- Written instruction -
For each line below that contains the string "page", copy that line.

- Given data -
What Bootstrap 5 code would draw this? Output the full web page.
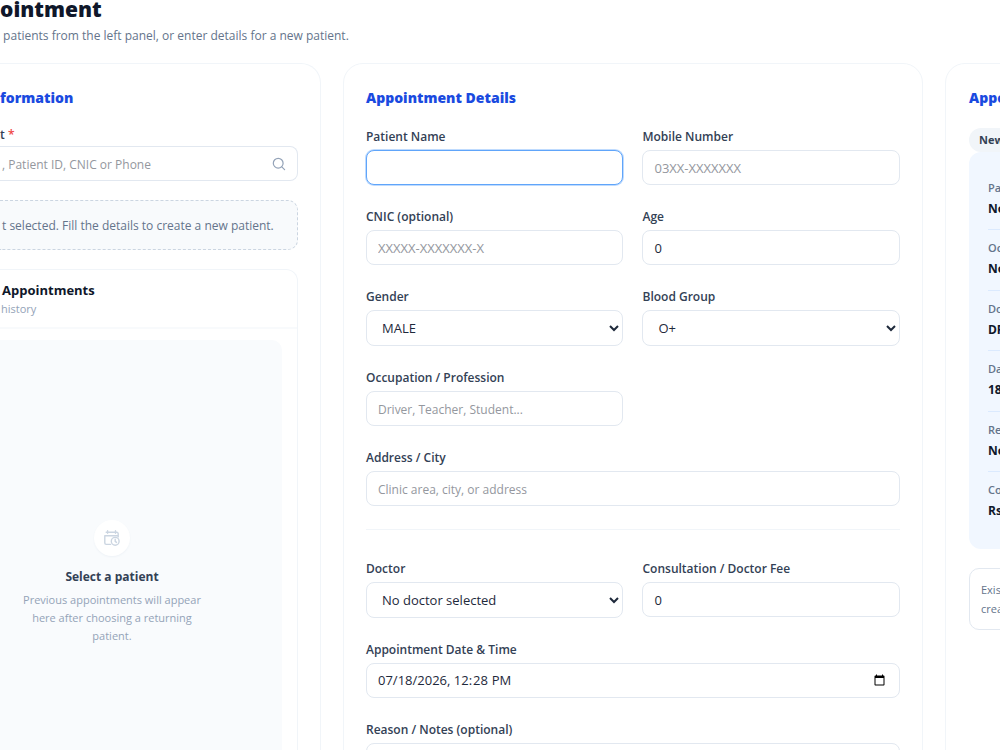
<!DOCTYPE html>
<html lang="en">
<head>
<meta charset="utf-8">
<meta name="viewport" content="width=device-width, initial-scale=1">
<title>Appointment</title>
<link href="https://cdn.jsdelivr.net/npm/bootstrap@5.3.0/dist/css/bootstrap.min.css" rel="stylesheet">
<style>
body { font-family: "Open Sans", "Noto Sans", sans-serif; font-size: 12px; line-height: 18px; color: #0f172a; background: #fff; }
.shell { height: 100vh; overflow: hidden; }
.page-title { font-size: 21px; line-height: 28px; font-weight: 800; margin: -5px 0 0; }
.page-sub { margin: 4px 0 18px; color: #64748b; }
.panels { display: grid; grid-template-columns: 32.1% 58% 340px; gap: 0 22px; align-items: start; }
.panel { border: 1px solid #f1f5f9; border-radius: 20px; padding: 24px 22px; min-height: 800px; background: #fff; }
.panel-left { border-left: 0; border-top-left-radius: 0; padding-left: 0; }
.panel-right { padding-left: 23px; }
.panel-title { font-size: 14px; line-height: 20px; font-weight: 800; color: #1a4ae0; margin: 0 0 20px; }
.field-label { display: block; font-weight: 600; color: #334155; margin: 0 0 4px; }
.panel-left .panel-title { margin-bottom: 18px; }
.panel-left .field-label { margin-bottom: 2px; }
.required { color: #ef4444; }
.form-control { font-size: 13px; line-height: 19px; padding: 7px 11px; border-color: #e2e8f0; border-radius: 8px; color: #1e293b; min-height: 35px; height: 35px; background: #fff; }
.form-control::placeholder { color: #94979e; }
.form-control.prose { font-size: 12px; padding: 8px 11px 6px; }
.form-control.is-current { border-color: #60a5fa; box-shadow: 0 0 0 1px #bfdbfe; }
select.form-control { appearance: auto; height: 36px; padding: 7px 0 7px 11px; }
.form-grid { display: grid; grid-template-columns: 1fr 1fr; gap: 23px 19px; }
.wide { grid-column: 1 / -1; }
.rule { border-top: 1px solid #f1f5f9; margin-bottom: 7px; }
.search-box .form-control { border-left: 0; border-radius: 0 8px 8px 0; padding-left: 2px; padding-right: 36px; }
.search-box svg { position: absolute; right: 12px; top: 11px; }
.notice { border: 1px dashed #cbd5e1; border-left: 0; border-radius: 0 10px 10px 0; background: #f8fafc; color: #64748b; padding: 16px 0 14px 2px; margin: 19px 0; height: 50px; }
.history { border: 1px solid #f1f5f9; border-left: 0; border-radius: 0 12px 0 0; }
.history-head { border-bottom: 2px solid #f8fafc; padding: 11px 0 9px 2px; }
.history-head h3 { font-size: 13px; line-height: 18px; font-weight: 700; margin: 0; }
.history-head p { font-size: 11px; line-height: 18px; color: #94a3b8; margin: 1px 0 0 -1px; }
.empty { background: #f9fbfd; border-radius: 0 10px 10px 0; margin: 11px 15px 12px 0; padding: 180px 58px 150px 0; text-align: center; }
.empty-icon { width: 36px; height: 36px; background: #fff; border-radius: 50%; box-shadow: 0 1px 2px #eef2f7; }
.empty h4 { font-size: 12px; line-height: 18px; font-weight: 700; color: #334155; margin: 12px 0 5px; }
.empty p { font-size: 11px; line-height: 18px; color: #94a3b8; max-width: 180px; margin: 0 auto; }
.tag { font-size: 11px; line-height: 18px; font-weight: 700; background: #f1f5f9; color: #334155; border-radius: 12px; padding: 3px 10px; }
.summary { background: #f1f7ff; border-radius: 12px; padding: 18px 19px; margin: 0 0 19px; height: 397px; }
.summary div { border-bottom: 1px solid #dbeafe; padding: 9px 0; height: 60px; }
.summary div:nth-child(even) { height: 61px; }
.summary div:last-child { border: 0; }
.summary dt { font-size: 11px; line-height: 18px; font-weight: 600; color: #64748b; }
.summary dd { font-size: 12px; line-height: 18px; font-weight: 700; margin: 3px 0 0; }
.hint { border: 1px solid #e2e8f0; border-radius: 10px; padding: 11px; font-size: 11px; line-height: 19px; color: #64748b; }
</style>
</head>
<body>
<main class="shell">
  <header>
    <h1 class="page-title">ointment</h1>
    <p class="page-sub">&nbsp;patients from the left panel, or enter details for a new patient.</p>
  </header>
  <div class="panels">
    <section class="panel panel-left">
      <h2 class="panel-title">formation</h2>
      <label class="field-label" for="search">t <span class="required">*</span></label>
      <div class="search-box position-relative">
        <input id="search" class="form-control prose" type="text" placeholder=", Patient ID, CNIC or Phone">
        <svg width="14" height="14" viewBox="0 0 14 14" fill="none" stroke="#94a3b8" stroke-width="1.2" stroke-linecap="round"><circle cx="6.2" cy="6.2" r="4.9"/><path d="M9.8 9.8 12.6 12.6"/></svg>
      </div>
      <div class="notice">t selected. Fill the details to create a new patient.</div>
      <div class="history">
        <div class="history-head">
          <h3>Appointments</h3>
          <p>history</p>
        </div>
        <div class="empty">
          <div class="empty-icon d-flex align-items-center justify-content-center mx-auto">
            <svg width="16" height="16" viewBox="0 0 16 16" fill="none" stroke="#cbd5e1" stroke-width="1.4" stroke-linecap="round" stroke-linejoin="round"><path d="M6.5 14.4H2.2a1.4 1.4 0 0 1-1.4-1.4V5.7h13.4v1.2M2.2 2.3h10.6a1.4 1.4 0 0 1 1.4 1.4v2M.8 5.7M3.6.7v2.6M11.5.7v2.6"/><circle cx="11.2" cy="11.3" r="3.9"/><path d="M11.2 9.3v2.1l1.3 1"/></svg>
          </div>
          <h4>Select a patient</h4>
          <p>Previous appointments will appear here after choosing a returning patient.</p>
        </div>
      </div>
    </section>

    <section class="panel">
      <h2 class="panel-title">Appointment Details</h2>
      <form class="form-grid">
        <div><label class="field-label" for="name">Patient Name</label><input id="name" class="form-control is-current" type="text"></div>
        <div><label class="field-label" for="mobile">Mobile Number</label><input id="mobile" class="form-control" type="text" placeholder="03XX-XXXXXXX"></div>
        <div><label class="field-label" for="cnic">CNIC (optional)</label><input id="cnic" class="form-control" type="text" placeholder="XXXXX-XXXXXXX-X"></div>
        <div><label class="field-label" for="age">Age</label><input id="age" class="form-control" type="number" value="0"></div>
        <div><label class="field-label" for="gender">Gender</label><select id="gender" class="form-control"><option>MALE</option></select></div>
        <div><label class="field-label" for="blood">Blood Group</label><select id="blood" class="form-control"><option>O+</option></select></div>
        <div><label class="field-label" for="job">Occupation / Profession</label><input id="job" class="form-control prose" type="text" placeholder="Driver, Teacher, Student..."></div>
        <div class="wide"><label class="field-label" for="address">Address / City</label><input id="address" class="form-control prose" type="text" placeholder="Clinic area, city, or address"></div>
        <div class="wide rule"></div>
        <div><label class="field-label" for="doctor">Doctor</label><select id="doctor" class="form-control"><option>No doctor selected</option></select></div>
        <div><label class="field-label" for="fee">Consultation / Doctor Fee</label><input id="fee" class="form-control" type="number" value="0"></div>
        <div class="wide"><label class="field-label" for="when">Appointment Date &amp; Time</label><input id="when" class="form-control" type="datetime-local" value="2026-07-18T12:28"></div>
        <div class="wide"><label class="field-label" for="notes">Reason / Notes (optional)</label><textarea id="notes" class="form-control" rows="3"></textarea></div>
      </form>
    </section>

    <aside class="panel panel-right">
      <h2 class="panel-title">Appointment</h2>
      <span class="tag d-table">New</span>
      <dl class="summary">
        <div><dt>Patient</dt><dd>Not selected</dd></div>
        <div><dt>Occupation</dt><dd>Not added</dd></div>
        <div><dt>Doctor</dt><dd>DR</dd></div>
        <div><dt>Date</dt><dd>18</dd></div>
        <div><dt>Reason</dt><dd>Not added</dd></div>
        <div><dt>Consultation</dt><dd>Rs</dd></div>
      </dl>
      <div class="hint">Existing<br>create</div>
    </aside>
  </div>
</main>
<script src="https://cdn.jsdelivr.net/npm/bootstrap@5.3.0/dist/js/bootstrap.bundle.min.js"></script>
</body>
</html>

- Output for this exercise -
What Bootstrap 5 code would draw this? Output the full web page.
.page-title { font-size: 21px; line-height: 28px; font-weight: 800; margin: -5px 0 0; }
.page-sub { margin: 4px 0 18px; color: #64748b; }
    <h1 class="page-title">ointment</h1>
    <p class="page-sub">&nbsp;patients from the left panel, or enter details for a new patient.</p>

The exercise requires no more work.